STATED TASK ::
Faithfully return all lines, omitting every embedded picture.

- - - -

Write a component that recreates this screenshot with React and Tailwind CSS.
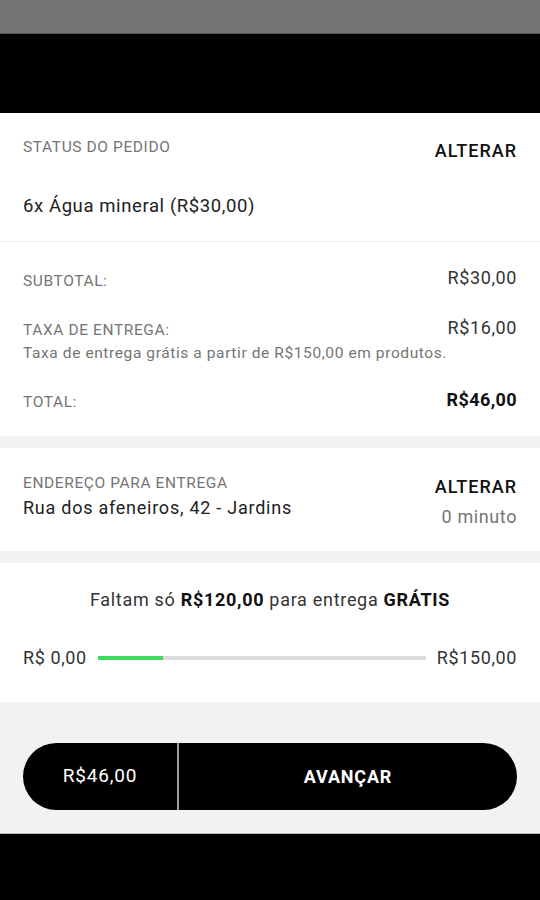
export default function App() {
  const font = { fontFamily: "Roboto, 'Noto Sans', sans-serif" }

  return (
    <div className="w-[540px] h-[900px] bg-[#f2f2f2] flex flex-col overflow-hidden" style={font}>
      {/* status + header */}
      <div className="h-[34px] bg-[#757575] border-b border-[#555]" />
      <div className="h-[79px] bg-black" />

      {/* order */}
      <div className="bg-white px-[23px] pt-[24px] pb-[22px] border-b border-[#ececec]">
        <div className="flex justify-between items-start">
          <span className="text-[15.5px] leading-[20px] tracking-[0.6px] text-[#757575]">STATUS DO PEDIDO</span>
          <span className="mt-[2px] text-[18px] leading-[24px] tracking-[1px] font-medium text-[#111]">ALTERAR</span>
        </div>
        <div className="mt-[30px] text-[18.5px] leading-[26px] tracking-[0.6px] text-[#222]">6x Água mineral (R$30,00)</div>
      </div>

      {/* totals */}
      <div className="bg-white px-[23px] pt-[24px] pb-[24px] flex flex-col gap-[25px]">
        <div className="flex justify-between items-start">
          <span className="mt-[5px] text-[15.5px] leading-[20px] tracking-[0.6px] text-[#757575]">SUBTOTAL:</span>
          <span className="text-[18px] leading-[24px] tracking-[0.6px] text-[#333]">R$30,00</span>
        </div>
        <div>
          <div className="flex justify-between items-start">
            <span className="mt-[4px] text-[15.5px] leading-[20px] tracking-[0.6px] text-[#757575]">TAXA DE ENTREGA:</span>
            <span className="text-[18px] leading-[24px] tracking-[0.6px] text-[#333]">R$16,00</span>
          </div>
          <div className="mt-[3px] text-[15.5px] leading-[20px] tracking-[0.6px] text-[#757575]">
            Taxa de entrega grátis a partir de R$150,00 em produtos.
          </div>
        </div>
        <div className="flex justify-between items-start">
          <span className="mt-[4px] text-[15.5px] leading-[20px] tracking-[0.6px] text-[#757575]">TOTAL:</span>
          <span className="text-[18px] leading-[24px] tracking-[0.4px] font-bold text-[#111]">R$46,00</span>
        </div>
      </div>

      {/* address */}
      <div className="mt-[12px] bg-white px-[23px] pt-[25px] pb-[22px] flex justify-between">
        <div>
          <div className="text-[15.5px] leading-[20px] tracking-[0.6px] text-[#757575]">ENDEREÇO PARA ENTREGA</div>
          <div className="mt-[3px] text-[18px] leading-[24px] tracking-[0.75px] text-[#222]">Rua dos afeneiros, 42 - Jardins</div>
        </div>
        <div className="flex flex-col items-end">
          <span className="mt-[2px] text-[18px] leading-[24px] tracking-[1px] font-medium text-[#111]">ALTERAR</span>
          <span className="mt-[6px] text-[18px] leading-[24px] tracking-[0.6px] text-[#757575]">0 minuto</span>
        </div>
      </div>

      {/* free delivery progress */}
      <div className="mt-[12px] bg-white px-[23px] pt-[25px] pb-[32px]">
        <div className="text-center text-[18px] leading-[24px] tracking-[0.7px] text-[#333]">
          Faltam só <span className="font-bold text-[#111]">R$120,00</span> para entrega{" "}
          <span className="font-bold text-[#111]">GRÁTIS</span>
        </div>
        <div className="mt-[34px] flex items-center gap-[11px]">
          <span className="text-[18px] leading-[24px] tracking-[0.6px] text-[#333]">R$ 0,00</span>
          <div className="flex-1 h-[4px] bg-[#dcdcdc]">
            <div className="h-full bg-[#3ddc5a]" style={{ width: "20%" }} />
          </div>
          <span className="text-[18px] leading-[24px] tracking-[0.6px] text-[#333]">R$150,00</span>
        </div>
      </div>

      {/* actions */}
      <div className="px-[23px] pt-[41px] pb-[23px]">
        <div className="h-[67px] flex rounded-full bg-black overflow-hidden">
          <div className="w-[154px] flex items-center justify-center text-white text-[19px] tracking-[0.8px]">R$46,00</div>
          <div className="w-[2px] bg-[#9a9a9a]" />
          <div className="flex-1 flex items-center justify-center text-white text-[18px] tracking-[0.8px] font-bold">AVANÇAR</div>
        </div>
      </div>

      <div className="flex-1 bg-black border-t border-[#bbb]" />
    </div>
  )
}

- - - -

ANSWER TO THE EXERCISE ::
Write a component that recreates this screenshot with React and Tailwind CSS.
export default function App() {
  const font = { fontFamily: "Roboto, 'Noto Sans', sans-serif" }

  return (
    <div className="w-[540px] h-[900px] bg-[#f2f2f2] flex flex-col overflow-hidden" style={font}>
      {/* status + header */}
      <div className="h-[34px] bg-[#757575] border-b border-[#555]" />
      <div className="h-[79px] bg-black" />

      {/* order */}
      <div className="bg-white px-[23px] pt-[24px] pb-[22px] border-b border-[#ececec]">
        <div className="flex justify-between items-start">
          <span className="text-[15.5px] leading-[20px] tracking-[0.6px] text-[#757575]">STATUS DO PEDIDO</span>
          <span className="mt-[2px] text-[18px] leading-[24px] tracking-[1px] font-medium text-[#111]">ALTERAR</span>
        </div>
        <div className="mt-[30px] text-[18.5px] leading-[26px] tracking-[0.6px] text-[#222]">6x Água mineral (R$30,00)</div>
      </div>

      {/* totals */}
      <div className="bg-white px-[23px] pt-[24px] pb-[24px] flex flex-col gap-[25px]">
        <div className="flex justify-between items-start">
          <span className="mt-[5px] text-[15.5px] leading-[20px] tracking-[0.6px] text-[#757575]">SUBTOTAL:</span>
          <span className="text-[18px] leading-[24px] tracking-[0.6px] text-[#333]">R$30,00</span>
        </div>
        <div>
          <div className="flex justify-between items-start">
            <span className="mt-[4px] text-[15.5px] leading-[20px] tracking-[0.6px] text-[#757575]">TAXA DE ENTREGA:</span>
            <span className="text-[18px] leading-[24px] tracking-[0.6px] text-[#333]">R$16,00</span>
          </div>
          <div className="mt-[3px] text-[15.5px] leading-[20px] tracking-[0.6px] text-[#757575]">
            Taxa de entrega grátis a partir de R$150,00 em produtos.
          </div>
        </div>
        <div className="flex justify-between items-start">
          <span className="mt-[4px] text-[15.5px] leading-[20px] tracking-[0.6px] text-[#757575]">TOTAL:</span>
          <span className="text-[18px] leading-[24px] tracking-[0.4px] font-bold text-[#111]">R$46,00</span>
        </div>
      </div>

      {/* address */}
      <div className="mt-[12px] bg-white px-[23px] pt-[25px] pb-[22px] flex justify-between">
        <div>
          <div className="text-[15.5px] leading-[20px] tracking-[0.6px] text-[#757575]">ENDEREÇO PARA ENTREGA</div>
          <div className="mt-[3px] text-[18px] leading-[24px] tracking-[0.75px] text-[#222]">Rua dos afeneiros, 42 - Jardins</div>
        </div>
        <div className="flex flex-col items-end">
          <span className="mt-[2px] text-[18px] leading-[24px] tracking-[1px] font-medium text-[#111]">ALTERAR</span>
          <span className="mt-[6px] text-[18px] leading-[24px] tracking-[0.6px] text-[#757575]">0 minuto</span>
        </div>
      </div>

      {/* free delivery progress */}
      <div className="mt-[12px] bg-white px-[23px] pt-[25px] pb-[32px]">
        <div className="text-center text-[18px] leading-[24px] tracking-[0.7px] text-[#333]">
          Faltam só <span className="font-bold text-[#111]">R$120,00</span> para entrega{" "}
          <span className="font-bold text-[#111]">GRÁTIS</span>
        </div>
        <div className="mt-[34px] flex items-center gap-[11px]">
          <span className="text-[18px] leading-[24px] tracking-[0.6px] text-[#333]">R$ 0,00</span>
          <div className="flex-1 h-[4px] bg-[#dcdcdc]">
            <div className="h-full bg-[#3ddc5a]" style={{ width: "20%" }} />
          </div>
          <span className="text-[18px] leading-[24px] tracking-[0.6px] text-[#333]">R$150,00</span>
        </div>
      </div>

      {/* actions */}
      <div className="px-[23px] pt-[41px] pb-[23px]">
        <div className="h-[67px] flex rounded-full bg-black overflow-hidden">
          <div className="w-[154px] flex items-center justify-center text-white text-[19px] tracking-[0.8px]">R$46,00</div>
          <div className="w-[2px] bg-[#9a9a9a]" />
          <div className="flex-1 flex items-center justify-center text-white text-[18px] tracking-[0.8px] font-bold">AVANÇAR</div>
        </div>
      </div>

      <div className="flex-1 bg-black border-t border-[#bbb]" />
    </div>
  )
}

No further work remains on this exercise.